THE 2018 Copa Paulino Alcantara, which kicks off on September 1, has received mainly positive feedback, but making the inaugural cup a success is another thing. That means the Philippines Football League management headed by PFL Chief Executive Officer Lazarus Jansen Xavier will have their hands full running and promoting the cup.

Xavier sees the Copa Paulino Alcantara not just as a step in the right direction but also as a reminder of the Philippines’ football pedigree and rich history that dates back more than a hundred years.

“I always view the Philippines as a footballing nation,” Xavier said. “And the Paulino Alcantara cup is an integral part of football’s ongoing revival in this country.”

“But the league cannot do it on it’s own,” Xavier admitted, as he urged stakeholders, the media and fans to help get the word out on the inaugural cup.

On the other hand, he is focused on further establishing the groundwork for the club system here. While everything on paper is fine, several questions hound the country’s club system, and football in the country as a whole.
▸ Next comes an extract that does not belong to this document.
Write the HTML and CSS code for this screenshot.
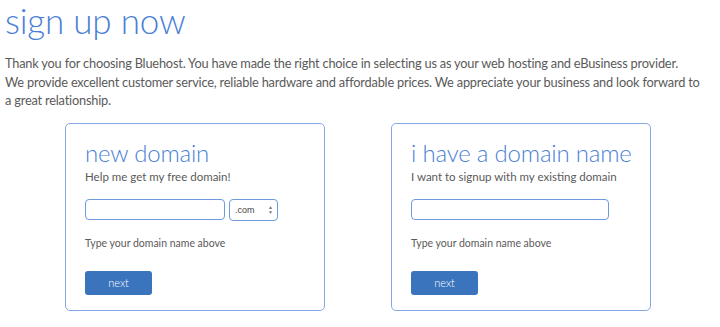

Until now, the PFL has to grapple with logistics issues, such as clubs having issues meeting stadium requirements, messed up schedules, and misbehaving players. The PFL, though, is bent on implementing the rules to professionalize the club system. All of this has come not without a cost.

Perhaps the biggest blow the PFL suffered was the double whammy exit of Meralco Manila and Ilocos United just after the first season, reducing the league to just six teams. The lack of sponsors and the absence of a television broadcasting partner didn’t help either.

And then there’s Global FC. Once a club football powerhouse in the country, it’s been reduced to a shell of its former self, plagued with financial woes.

The good news is Global FC isn’t going away anytime soon. “That was one of our main concerns before,” said Xavier, adding that the club is deep in talks with yet another new owner, Mark Jarvis.

“We met him a few weeks ago and he told us he wants to take over the club,” Xavier revealed. “He said he’s found some new investors. He has managed to get new sponsors, and that there’s also been good feedback from Cebu among local sponsors who really want to help the club.”

Right now both parties — Jarvis and previous owner Arvin Carranza — are just straightening out legal documents to finalize the takeover. “Global will bounce back,” Xavier said with an air of confidence.

For now, the PFL will have to do with six clubs and make sure the number stays intact, as this number is the Asian Football Confederation’s minimum so a federation can field representatives to regional tournaments.

If the status quo remains, the six-club Copa Paulino Alcantara can field its champion to the 2019 AFC Cup. And hopefully, the fans continue to follow both local and international matches in what could be Philippine club football’s most crucial stage of development.

There is no other option but to make the club system succeed. Because if the domestic club system fails, Philippine football will go down the drain with it.